Thanks for this. I'll go for rubber instead of the PVC stuff. By the way the 1/2" stated on the PVC product description above is for the outer dimension. The ID is still 1/4".


----------



## Dannoman (Jan 16, 2018)

deezlfan said:


> I switched to Gates Barricade hose from NAPA because it is designed to resist alcohol and all the other junk that's in modern fuel. From their website:
> 
> 
> 
> Figure if it can run 100% alcohol it should resist E10. It is black rubber but has some additional layers inside. It does fit through shrouds on the older Tecumsehs. You have to ask for it specifically or they try to sell you the cheaper stuff.


Is this the product? I guess the outer layer is rubber and the insides are nitrile. Is it flexible enough? It's $10/foot...

https://www.napacanada.com/en/p/URAH302


----------



## JLawrence08648 (Jan 15, 2017)

I'm always trying to find new things in life hoping to make something better. I'd give it a try however careful of the application. Tecumseh uses 1/4" id and 7 /16" od.

My local mower shop seeks Tygon, what a piece of crap. Next year it will be hard as a rock. Because of that, I use old time tried and true black rubber fuel hose.

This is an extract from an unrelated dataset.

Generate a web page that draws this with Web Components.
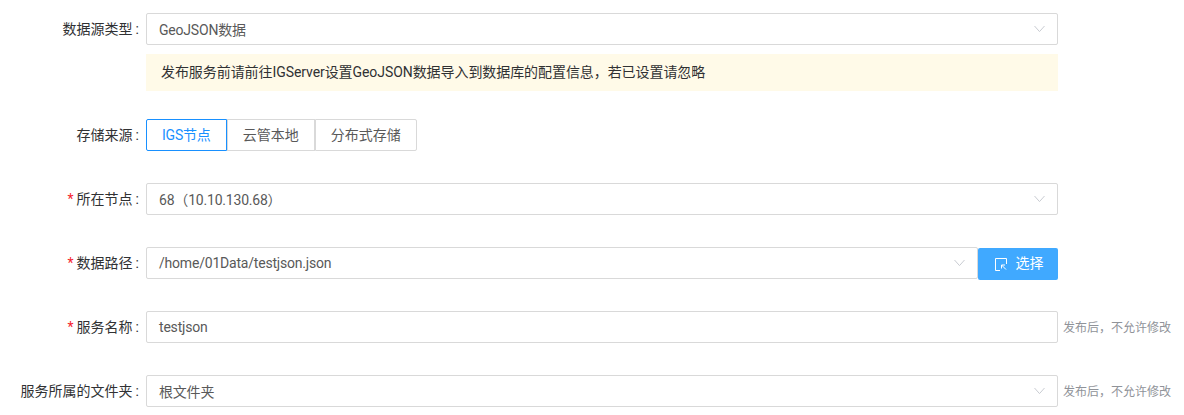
<!DOCTYPE html>
<html lang="zh">
<head>
<meta charset="utf-8">
<title>发布服务</title>
<style>
html, body { margin: 0; background: #fff; }
body { font: 14px Roboto, "Noto Sans CJK SC", sans-serif; }
</style>
</head>
<body>
<publish-form></publish-form>
<script>
(function(){
// Start of enclosed scope

const fontStack = 'Roboto, "Noto Sans CJK SC", sans-serif';

class PfRow extends HTMLElement {
	constructor () {
		super();
		this.attachShadow({mode: 'open'});
		const required = this.hasAttribute('required');
		this.shadowRoot.innerHTML = `<style>
	:host { display: grid; grid-template-columns: 146px 912px auto; margin-bottom: 32px; font-family: ${fontStack}; }
	.label { height: 32px; line-height: 32px; text-align: right; padding-right: 7px; box-sizing: border-box; color: #303133; white-space: nowrap; }
	.star { color: #f5222d; margin-right: 3px; }
	.colon { margin-left: 3px; }
	.tip { font-size: 12px; color: #909399; line-height: 35px; height: 32px; padding-left: 5px; white-space: nowrap; }
</style>
<div class="label">${required ? '<span class="star">*</span>' : ''}${this.getAttribute('label')}<span class="colon">:</span></div>
<div class="control"><slot></slot></div>
<div class="tip"><slot name="tip"></slot></div>`;
	}
}

class PfSelect extends HTMLElement {
	constructor () {
		super();
		this.attachShadow({mode: 'open'});
		this.shadowRoot.innerHTML = `<style>
	:host { display: flex; align-items: center; box-sizing: border-box; height: 32px; flex: 1; min-width: 0; border: 1px solid #d9d9d9; border-radius: 2px; padding: 0 12px; color: #595959; background: #fff; font-family: ${fontStack}; font-size: 14px; letter-spacing: -.2px; }
	.value { flex: 1; }
	svg { display: block; }
</style>
<span class="value"><slot></slot></span>
${this.hasAttribute('plain') ? '' : `<svg width="12" height="8" viewBox="0 0 12 8"><path d="M1.500 1 6.500 6.600 11.500 1" fill="none" stroke="#c9ccd2" stroke-width="1"/></svg>`}`;
	}
}

class PfAlert extends HTMLElement {
	constructor () {
		super();
		this.attachShadow({mode: 'open'});
		this.shadowRoot.innerHTML = `<style>
	:host { display: block; box-sizing: border-box; height: 37px; line-height: 36px; padding-left: 15px; background: #fffae8; color: #303133; font-family: ${fontStack}; font-size: 14px; letter-spacing: -.07px; white-space: nowrap; }
</style><slot></slot>`;
	}
}

class PfRadioGroup extends HTMLElement {
	constructor () {
		super();
		this.attachShadow({mode: 'open'});
		this.shadowRoot.innerHTML = `<style>
	:host { display: flex; font-family: ${fontStack}; font-size: 14px; }
</style><slot></slot>`;
	}
}

class PfRadio extends HTMLElement {
	constructor () {
		super();
		this.attachShadow({mode: 'open'});
		this.shadowRoot.innerHTML = `<style>
	:host { display: block; box-sizing: border-box; height: 32px; line-height: 30px; padding: 0 15px; border: 1px solid #d9d9d9; color: #595959; white-space: nowrap; }
	:host(:first-child) { border-radius: 2px 0 0 2px; }
	:host(:last-child) { border-radius: 0 2px 2px 0; }
	:host([checked]) { border-color: #1890ff; color: #1890ff; letter-spacing: -.2px; }
</style><slot></slot>`;
	}
}

class PfButton extends HTMLElement {
	constructor () {
		super();
		this.attachShadow({mode: 'open'});
		this.shadowRoot.innerHTML = `<style>
	:host { display: flex; flex: none; align-items: center; justify-content: center; gap: 9px; box-sizing: border-box; width: 80px; height: 32px; margin-top: 1px; padding-left: 2px; border-radius: 2px; background: #40a9ff; color: #fff; font-family: ${fontStack}; font-size: 14px; }
	svg { display: block; }
	span { position: relative; top: -2px; }
</style>
<svg width="12" height="13" viewBox="0 0 12 13" fill="none" stroke="#fff" stroke-width="1"><path d="M5 12.500H.5V.5h11v5.500"/><path d="M6.500 7l4.500 4.500"/><path d="M6.500 10.500V7h3.500"/></svg>
<span><slot></slot></span>`;
	}
}

class PublishForm extends HTMLElement {
	constructor () {
		super();
		this.attachShadow({mode: 'open'});
		this.shadowRoot.innerHTML = `<style>
	:host { display: block; padding-top: 13px; height: 402px; overflow: hidden; }
	.alert { margin: -23px 0 28px 146px; width: 912px; }
	.path { display: flex; height: 32px; }
</style>
<pf-row label="数据源类型"><pf-select>GeoJSON数据</pf-select></pf-row>
<pf-alert class="alert">发布服务前请前往IGServer设置GeoJSON数据导入到数据库的配置信息，若已设置请忽略</pf-alert>
<pf-row label="存储来源">
	<pf-radio-group>
		<pf-radio checked>IGS节点</pf-radio>
		<pf-radio>云管本地</pf-radio>
		<pf-radio>分布式存储</pf-radio>
	</pf-radio-group>
</pf-row>
<pf-row label="所在节点" required><pf-select>68（10.10.130.68）</pf-select></pf-row>
<pf-row label="数据路径" required>
	<div class="path"><pf-select>/home/01Data/testjson.json</pf-select><pf-button>选择</pf-button></div>
</pf-row>
<pf-row label="服务名称" required><pf-select plain>testjson</pf-select><span slot="tip">发布后，不允许修改</span></pf-row>
<pf-row label="服务所属的文件夹"><pf-select>根文件夹</pf-select><span slot="tip">发布后，不允许修改</span></pf-row>`;
	}
}

window.customElements.define('pf-row', PfRow);
window.customElements.define('pf-select', PfSelect);
window.customElements.define('pf-alert', PfAlert);
window.customElements.define('pf-radio-group', PfRadioGroup);
window.customElements.define('pf-radio', PfRadio);
window.customElements.define('pf-button', PfButton);
window.customElements.define('publish-form', PublishForm);

// End of enclosed scope
})();
</script>
</body>
</html>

When I need primer house i still prefer rubber. Then for small 2 cycle I use another brand other than Tygon.


----------



## vinnycom (Nov 6, 2017)

Dannoman said:


> Is this the product? I guess the outer layer is rubber and the insides are nitrile. Is it flexible enough? It's $10/foot...
> 
> https://www.napacanada.com/en/p/URAH302


overkill, thats for high pressure fuel injection cars. u just need low pressure fuel hose @~$1/ft


----------



## deezlfan (Nov 8, 2017)

> Is this the product? I guess the outer layer is rubber and the insides are nitrile. Is it flexible enough? It's $10/foot...


I think you have selected a clamshell package that contains a 2' piece. May be more expensive that way. 

I buy off a bulk roll under a different part number H348A which appears to have a 1/2" outer diameter at least according to the website. My original purchase was smaller than that on the outside.


----------



## deezlfan (Nov 8, 2017)

Here in the US, the hose is $4.69 a foot.


----------



## deezlfan (Nov 8, 2017)

> overkill, thats for high pressure fuel injection cars. u just need low pressure fuel hose @~$1/ft


I selected it for it's fuel resistant quality, not it's most common application but Gates lists a carburated version too if you are so inclined to ask for it. 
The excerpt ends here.